1. Each example from our dataset is sent to the RAG task
2. The task generates an answer for each question
3. Our evaluation logic assesses each answer against expected keywords
4. Results are aggregated and stored in PhariaStudio
5. A benchmark execution ID is returned for tracking

In [None]:
benchmark = benchmark_repository.get_benchmark(
    benchmark_id=benchmark.id,
    eval_logic=evaluation_logic,
    aggregation_logic=aggregation_logic,
)

benchmark_execution_id = benchmark.execute(
    task=task,
    name=str(uuid4()),
)

After the benchmark completes, you can view detailed results in the PhariaStudio interface under Evaluate/Benchmarks. This visualisation helps identify patterns in system performance and can illuminate areas for improvement.
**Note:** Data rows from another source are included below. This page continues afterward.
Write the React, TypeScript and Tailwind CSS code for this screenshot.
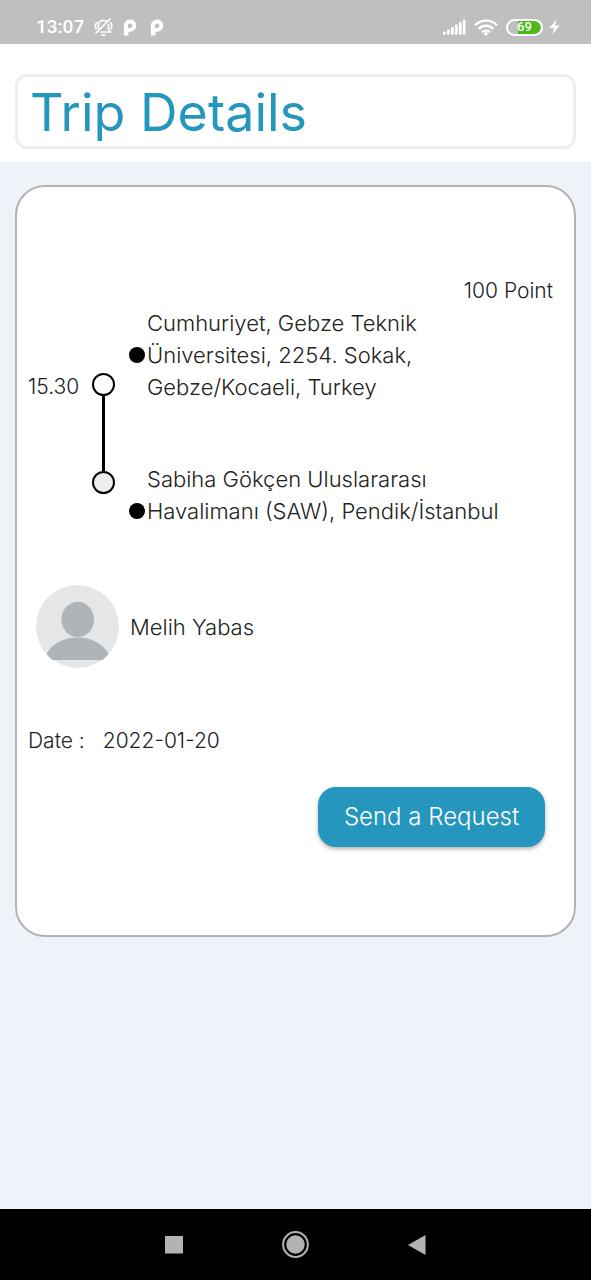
function BellOffIcon() {
  return (
    <svg width="19" height="18" viewBox="0 0 19 18" fill="none" stroke="white" strokeWidth="1.700" strokeLinecap="round" aria-hidden="true">
      <path d="M4.500 10V7.500C4.500 4.500 6.500 2.500 9.500 2.500c1.200 0 2.200.3 3 .9M14.500 6.500v5l2 2.500H7" />
      <path d="M2 15L16 1" />
      <path d="M8 17h3" />
      <path d="M1.200 8.500c0-1.700.7-3 1.800-4M1.200 8.500l1 2M17.800 8.500c0-1.500-.3-2.500-1-3.500M17.800 8.500l-.8 2" />
    </svg>
  );
}

function ParkIcon() {
  return (
    <svg width="14" height="17" viewBox="0 0 14 17" aria-hidden="true">
      <path
        d="M.8 16.500V7.200C.8 3.300 3.600.5 7.200.5s6 2.700 6 6.100-2.500 6.100-5.800 6.100H5.400v3.800z M7.100 4.500a2.200 2.200 0 0 0-2.200 2.200v2.200h2.200a2.200 2.200 0 0 0 0-4.400z"
        fill="white"
        fillRule="evenodd"
      />
    </svg>
  );
}

function SignalIcon() {
  return (
    <svg width="23" height="16" viewBox="0 0 23 16" fill="white" aria-hidden="true">
      <rect x="0" y="12.500" width="2.800" height="3.300" rx="1" />
      <rect x="4" y="10.500" width="2.800" height="5.300" rx="1" />
      <rect x="8" y="8" width="2.800" height="7.800" rx="1" />
      <rect x="12" y="5.500" width="2.800" height="10.300" rx="1" />
      <rect x="16" y="3" width="2.600" height="12.800" rx="1" />
      <rect x="19.800" y="0.500" width="2.600" height="15.300" rx="1" />
    </svg>
  );
}

function WifiIcon() {
  return (
    <svg width="24" height="17" viewBox="0 0 24 17" fill="none" stroke="white" strokeWidth="2.300" aria-hidden="true">
      <path d="M1 6.300C7 .1 17 .1 23 6.300" />
      <path d="M4.600 9.900c4.200-4.200 10.600-4.200 14.800 0" />
      <path d="M8 13.200c2.300-2.200 5.700-2.200 8 0" />
      <circle cx="12" cy="14.800" r="1.800" fill="white" stroke="none" />
    </svg>
  );
}

function BoltIcon() {
  return (
    <svg width="11" height="16" viewBox="0 0 11 16" fill="white" aria-hidden="true">
      <path d="M7.500.5L.5 9H5L3.500 15.500 10.500 6.500H6z" />
    </svg>
  );
}

function StatusBar() {
  return (
    <div className="flex h-11 items-center justify-between bg-[#bfbfbf] pt-2.5 pr-[31px] pl-9 text-white">
      <div className="flex items-center">
        <span className="font-[Roboto,sans-serif] text-[19px] leading-6 font-medium">13:07</span>
        <span className="ml-2.5 flex items-center gap-2.5">
          <BellOffIcon />
          <span className="flex gap-[13px]">
            <ParkIcon />
            <ParkIcon />
          </span>
        </span>
      </div>
      <div className="flex items-center">
        <SignalIcon />
        <span className="ml-2 flex items-center">
          <WifiIcon />
        </span>
        <span className="ml-2 flex h-[17px] w-[37px] items-center justify-center rounded-full border-2 border-white bg-linear-to-r from-transparent from-30% to-[#4db81a] to-30% bg-clip-padding font-[Roboto,sans-serif] text-[13px] leading-3 font-medium">
          69
        </span>
        <span className="ml-1.5">
          <BoltIcon />
        </span>
      </div>
    </div>
  );
}

function Timeline() {
  return (
    <div className="mt-[66px] flex w-[23px] flex-col items-center" aria-hidden="true">
      <span className="size-[23px] rounded-full border-2 border-black bg-white" />
      <span className="h-[75px] w-[3px] bg-black" />
      <span className="size-[23px] rounded-full border-2 border-black bg-[#eeeeee]" />
    </div>
  );
}

function Place({ lines }: { lines: string[] }) {
  return (
    <li className="flex items-start gap-0.5">
      <span className="mt-10 size-4 shrink-0 rounded-full bg-black" />
      <span>
        {lines.map((line) => (
          <span key={line} className="block">
            {line}
          </span>
        ))}
      </span>
    </li>
  );
}

function Avatar() {
  return (
    <svg className="size-[83px] shrink-0" viewBox="0 0 83 83" role="img" aria-label="Melih Yabas">
      <circle cx="41.500" cy="41.500" r="41.500" fill="#e4e6e7" />
      <ellipse cx="41.700" cy="34.500" rx="16.300" ry="17.700" fill="#aeb4b7" />
      <path d="M10.500 69C16 58.500 28 52.500 41.500 52.500S67 58.500 72.500 69A41.500 41.500 0 0 1 66.500 75h-50A41.500 41.500 0 0 1 10.500 69z" fill="#aeb4b7" />
    </svg>
  );
}

function NavBar() {
  return (
    <nav className="flex h-[71px] items-center justify-center gap-[95px] bg-black">
      <button type="button" aria-label="Recent apps" className="flex w-[26px] justify-center">
        <svg width="18" height="18" viewBox="0 0 18 18" aria-hidden="true">
          <rect width="18" height="17.500" fill="#b3b3b3" />
        </svg>
      </button>
      <button type="button" aria-label="Home">
        <svg width="27" height="27" viewBox="0 0 27 27" aria-hidden="true">
          <circle cx="13.500" cy="13.500" r="12.400" fill="none" stroke="#b3b3b3" strokeWidth="2" />
          <circle cx="13.500" cy="13.500" r="9.200" fill="#b3b3b3" />
        </svg>
      </button>
      <button type="button" aria-label="Back" className="flex w-[26px] justify-center">
        <svg width="18" height="20" viewBox="0 0 18 20" aria-hidden="true">
          <path d="M17.500 0v20L0 10z" fill="#b3b3b3" />
        </svg>
      </button>
    </nav>
  );
}

export default function App() {
  return (
    <div className="flex min-h-screen flex-col bg-[#eff3f9] font-[Inter,sans-serif]">
      <StatusBar />
      <header className="bg-white px-[15px] pt-[30px] pb-[13px]">
        <h1 className="rounded-xl border-3 border-[#eeeeee] px-3 pt-1.5 pb-[3px] text-[52px] leading-[60px] font-normal text-[#2596be]">
          Trip Details
        </h1>
      </header>
      <main className="flex-1 px-[15px] py-[23px]">
        <section className="rounded-[30px] border-2 border-[#b4b2b4] bg-white px-[11px] py-[88px] text-[21px] leading-8 font-light text-[#222222]">
          <p className="pr-2.5 text-right">100 Point</p>
          <div className="flex items-start">
            <time className="mt-16 w-16 shrink-0">15.30</time>
            <Timeline />
            <ul className="ml-3.5 flex flex-col gap-[60px] text-[22px]">
              <Place lines={["Cumhuriyet, Gebze Teknik", "Üniversitesi, 2254. Sokak,", "Gebze/Kocaeli, Turkey"]} />
              <Place lines={["Sabiha Gökçen Uluslararası", "Havalimanı (SAW), Pendik/İstanbul"]} />
            </ul>
          </div>
          <div className="mt-[58px] flex items-center gap-[11px] pl-2 text-[22px]">
            <Avatar />
            <span>Melih Yabas</span>
          </div>
          <p className="mt-[57px] flex gap-[18px]">
            <span>Date :</span>
            <time dateTime="2022-01-20">2022-01-20</time>
          </p>
          <div className="mt-[30px] flex justify-end pr-[18px]">
            <button
              type="button"
              className="h-[60px] w-[227px] rounded-[18px] bg-[#2596be] text-2xl text-white shadow-[0_2px_4px_rgba(0,0,0,0.3)]"
            >
              Send a Request
            </button>
          </div>
        </section>
      </main>
      <NavBar />
    </div>
  );
}
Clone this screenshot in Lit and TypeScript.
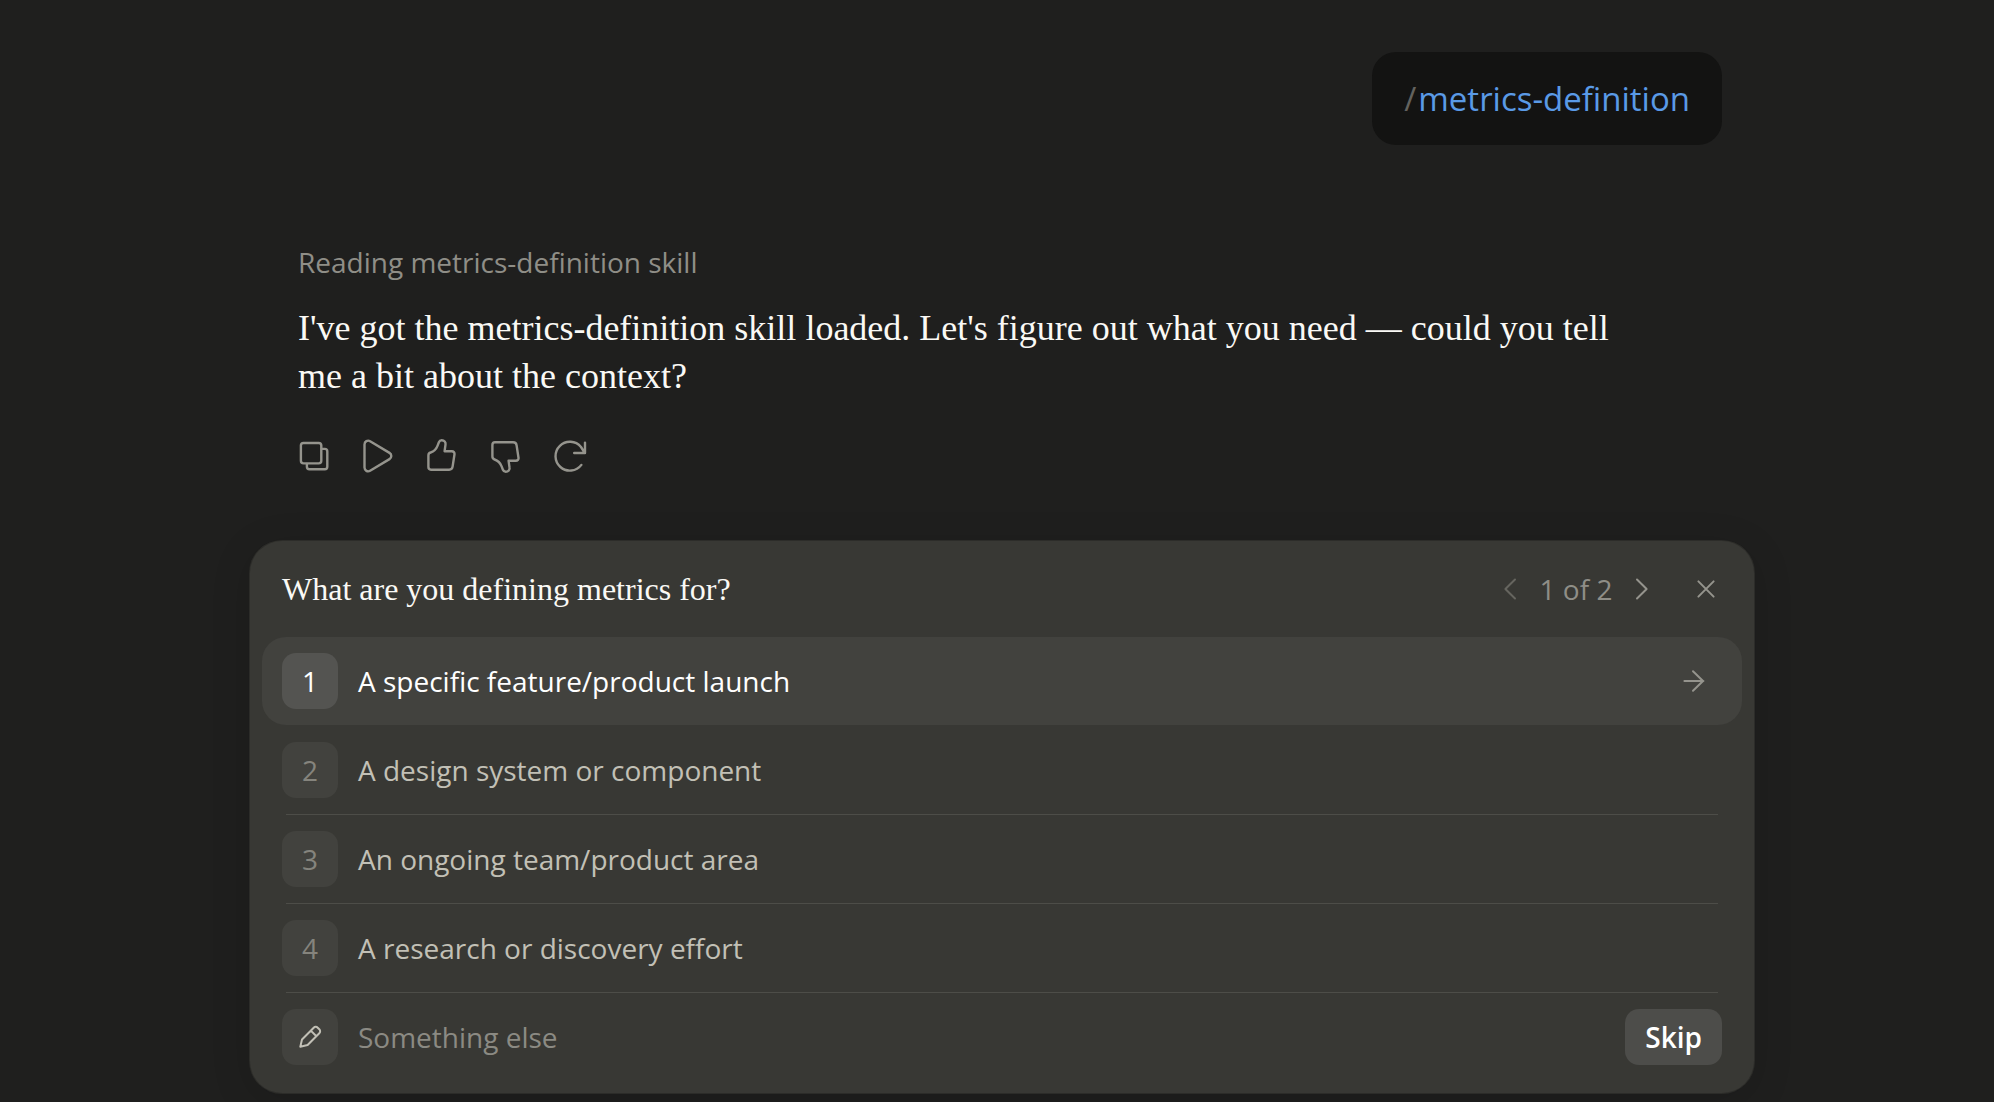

### 6. Improving your RAG application

Based on the evaluation results, you can identify areas for improvement in your RAG application. Common improvements include:

1. **Refining the prompt**: Adjust the prompt to encourage more precise reference citation
2. **Adjusting retrieval parameters**: Modify the number of retrieved documents or relevance thresholds
3. **Enhancing document chunking**: Change how documents are split and indexed
4. **Implementing better ranking**: Add reranking steps to prioritise the most relevant documents

To modify your RAG Skill, see the [Skill Setup](4.%20Skill%20Setup%20-%20Customizing%20and%20Developing%20Kernel%20Skills.ipynb#evaluation1) part of this tutorial.

## Summary

In this section, you established a comprehensive evaluation framework for your RAG application:

✅ **Created structured evaluation components** including a task wrapper, evaluation logic, and aggregation metrics

✅ **Built a diverse test dataset** covering key topics in your document collection

✅ **Established objective evaluation criteria** based on keyword presence in generated answers

✅ **Implemented aggregation metrics** to track overall system performance

✅ **Integrated with PhariaStudio's visualisation tools** for intuitive result analysis

✅ **Developed strategies for targeted improvements** based on evaluation insights

This evaluation framework provides you with a systematic way to measure RAG performance and identify areas for improvement. As you refine your application, regular evaluation runs help ensure that changes positively impact system quality.

Remember that different use cases may require different evaluation approaches. Consider expanding your evaluation framework with:

- Human evaluation for subjective aspects of answer quality
- Task-specific metrics for particular domains
- *LLM as a judge* for large scale semantic tests

In the next section, we explore how to deploy your fully evaluated RAG application for production use.